> **Problem**: Repeat the material below exactly, with no pictures.
>> START Data shown
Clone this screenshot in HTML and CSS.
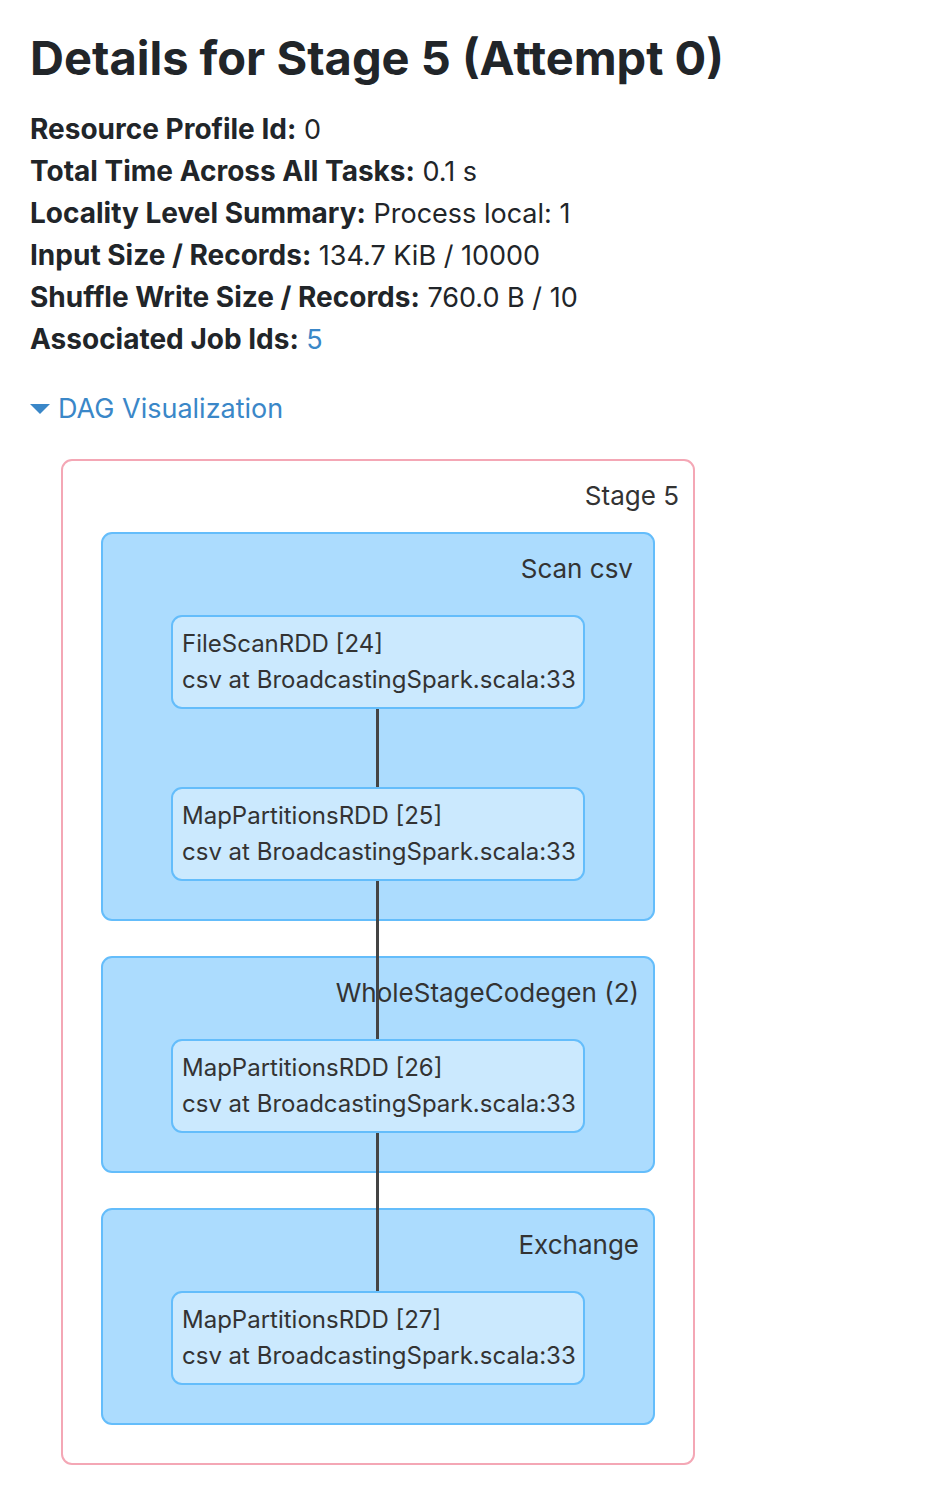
FILE: index.html
```html
<!DOCTYPE html>
<html lang="en">
<head>
<meta charset="utf-8">
<meta name="viewport" content="width=device-width, initial-scale=1">
<title>Details for Stage 5 (Attempt 0)</title>
<link rel="stylesheet" href="styles.css">
</head>
<body>
<main class="page">
  <h1 class="title">Details for Stage 5 (Attempt 0)</h1>
  <ul class="summary">
    <li><strong>Resource Profile Id:</strong> 0</li>
    <li><strong>Total Time Across All Tasks:</strong> 0.1 s</li>
    <li><strong>Locality Level Summary:</strong> Process local: 1</li>
    <li><strong>Input Size / Records:</strong> 134.7 KiB / 10000</li>
    <li><strong>Shuffle Write Size / Records:</strong> 760.0 B / 10</li>
    <li><strong>Associated Job Ids:</strong> <a class="link" href="#job-5">5</a></li>
  </ul>
  <a class="link toggle" href="#dag"><svg class="caret" viewBox="0 0 20 10" aria-hidden="true"><path d="M0 0H20L10 10Z"/></svg>DAG Visualization</a>
  <section class="stage" id="dag">
    <h2 class="label">Stage 5</h2>
    <div class="clusters">
      <section class="cluster">
        <h3 class="label label-inset">Scan csv</h3>
        <div class="nodes">
          <div class="node"><p>FileScanRDD [24]</p><p>csv at BroadcastingSpark.scala:33</p></div>
          <div class="node edge-short"><p>MapPartitionsRDD [25]</p><p>csv at BroadcastingSpark.scala:33</p></div>
        </div>
      </section>
      <section class="cluster">
        <h3 class="label">WholeStageCodegen (2)</h3>
        <div class="nodes">
          <div class="node edge-long"><p>MapPartitionsRDD [26]</p><p>csv at BroadcastingSpark.scala:33</p></div>
        </div>
      </section>
      <section class="cluster">
        <h3 class="label">Exchange</h3>
        <div class="nodes">
          <div class="node edge-long"><p>MapPartitionsRDD [27]</p><p>csv at BroadcastingSpark.scala:33</p></div>
        </div>
      </section>
    </div>
  </section>
</main>
</body>
</html>
```
FILE: styles.css
```css
* {
  box-sizing: border-box;
}

body {
  margin: 0;
  background: #fff;
  color: #212529;
  font-family: Inter, "Liberation Sans", sans-serif;
  font-size: 27px;
  line-height: 42px;
}

h1, h2, h3, p, ul {
  margin: 0;
  padding: 0;
}

.page {
  padding: 30px 30px 41px;
}

.title {
  margin-bottom: 22px;
  font-size: 47px;
  font-weight: 700;
  line-height: 56px;
}

.summary {
  margin-bottom: 28px;
  list-style: none;
}

.summary li {
  height: 42px;
}

.summary strong {
  font-size: 28px;
  font-weight: 700;
}

.link {
  color: #3a87c8;
  text-decoration: none;
}

.toggle {
  display: flex;
  align-items: center;
  gap: 8px;
  width: fit-content;
}

.caret {
  width: 20px;
  height: 10px;
  fill: currentColor;
}

.stage {
  max-width: 634px;
  margin: 29px 0 0 31px;
  padding: 17px 0 38px;
  border: 2px solid #f4a7b5;
  border-radius: 11px;
  color: #333;
}

.label {
  padding-right: 14px;
  font-size: 26px;
  font-weight: 400;
  line-height: 36px;
  text-align: right;
}

.label-inset {
  padding-right: 20px;
}

.clusters {
  display: flex;
  flex-direction: column;
  gap: 35px;
  padding: 18px 38px 0;
}

.cluster {
  padding: 17px 0 38px;
  border: 2px solid #64bdfb;
  border-radius: 11px;
  background: #acdcfe;
}

.nodes {
  display: flex;
  flex-direction: column;
  gap: 78px;
  padding: 28px 68px 0;
}

.node {
  position: relative;
  padding: 9px;
  border: 2px solid #64bdfb;
  border-radius: 11px;
  background: #cbe9fe;
  font-size: 24px;
  line-height: 36px;
  white-space: nowrap;
}

.edge-short::before,
.edge-long::before {
  content: "";
  position: absolute;
  bottom: calc(100% + 2px);
  left: calc(50% - 2px);
  width: 3px;
  background: #444;
}

.edge-short::before {
  height: 78px;
}

.edge-long::before {
  height: 158px;
}
```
>> END Data shown
> **Completed task**:
Clone this screenshot in HTML and CSS.
FILE: index.html
```html
<!DOCTYPE html>
<html lang="en">
<head>
<meta charset="utf-8">
<meta name="viewport" content="width=device-width, initial-scale=1">
<title>Details for Stage 5 (Attempt 0)</title>
<link rel="stylesheet" href="styles.css">
</head>
<body>
<main class="page">
  <h1 class="title">Details for Stage 5 (Attempt 0)</h1>
  <ul class="summary">
    <li><strong>Resource Profile Id:</strong> 0</li>
    <li><strong>Total Time Across All Tasks:</strong> 0.1 s</li>
    <li><strong>Locality Level Summary:</strong> Process local: 1</li>
    <li><strong>Input Size / Records:</strong> 134.7 KiB / 10000</li>
    <li><strong>Shuffle Write Size / Records:</strong> 760.0 B / 10</li>
    <li><strong>Associated Job Ids:</strong> <a class="link" href="#job-5">5</a></li>
  </ul>
  <a class="link toggle" href="#dag"><svg class="caret" viewBox="0 0 20 10" aria-hidden="true"><path d="M0 0H20L10 10Z"/></svg>DAG Visualization</a>
  <section class="stage" id="dag">
    <h2 class="label">Stage 5</h2>
    <div class="clusters">
      <section class="cluster">
        <h3 class="label label-inset">Scan csv</h3>
        <div class="nodes">
          <div class="node"><p>FileScanRDD [24]</p><p>csv at BroadcastingSpark.scala:33</p></div>
          <div class="node edge-short"><p>MapPartitionsRDD [25]</p><p>csv at BroadcastingSpark.scala:33</p></div>
        </div>
      </section>
      <section class="cluster">
        <h3 class="label">WholeStageCodegen (2)</h3>
        <div class="nodes">
          <div class="node edge-long"><p>MapPartitionsRDD [26]</p><p>csv at BroadcastingSpark.scala:33</p></div>
        </div>
      </section>
      <section class="cluster">
        <h3 class="label">Exchange</h3>
        <div class="nodes">
          <div class="node edge-long"><p>MapPartitionsRDD [27]</p><p>csv at BroadcastingSpark.scala:33</p></div>
        </div>
      </section>
    </div>
  </section>
</main>
</body>
</html>
```
FILE: styles.css
```css
* {
  box-sizing: border-box;
}

body {
  margin: 0;
  background: #fff;
  color: #212529;
  font-family: Inter, "Liberation Sans", sans-serif;
  font-size: 27px;
  line-height: 42px;
}

h1, h2, h3, p, ul {
  margin: 0;
  padding: 0;
}

.page {
  padding: 30px 30px 41px;
}

.title {
  margin-bottom: 22px;
  font-size: 47px;
  font-weight: 700;
  line-height: 56px;
}

.summary {
  margin-bottom: 28px;
  list-style: none;
}

.summary li {
  height: 42px;
}

.summary strong {
  font-size: 28px;
  font-weight: 700;
}

.link {
  color: #3a87c8;
  text-decoration: none;
}

.toggle {
  display: flex;
  align-items: center;
  gap: 8px;
  width: fit-content;
}

.caret {
  width: 20px;
  height: 10px;
  fill: currentColor;
}

.stage {
  max-width: 634px;
  margin: 29px 0 0 31px;
  padding: 17px 0 38px;
  border: 2px solid #f4a7b5;
  border-radius: 11px;
  color: #333;
}

.label {
  padding-right: 14px;
  font-size: 26px;
  font-weight: 400;
  line-height: 36px;
  text-align: right;
}

.label-inset {
  padding-right: 20px;
}

.clusters {
  display: flex;
  flex-direction: column;
  gap: 35px;
  padding: 18px 38px 0;
}

.cluster {
  padding: 17px 0 38px;
  border: 2px solid #64bdfb;
  border-radius: 11px;
  background: #acdcfe;
}

.nodes {
  display: flex;
  flex-direction: column;
  gap: 78px;
  padding: 28px 68px 0;
}

.node {
  position: relative;
  padding: 9px;
  border: 2px solid #64bdfb;
  border-radius: 11px;
  background: #cbe9fe;
  font-size: 24px;
  line-height: 36px;
  white-space: nowrap;
}

.edge-short::before,
.edge-long::before {
  content: "";
  position: absolute;
  bottom: calc(100% + 2px);
  left: calc(50% - 2px);
  width: 3px;
  background: #444;
}

.edge-short::before {
  height: 78px;
}

.edge-long::before {
  height: 158px;
}
```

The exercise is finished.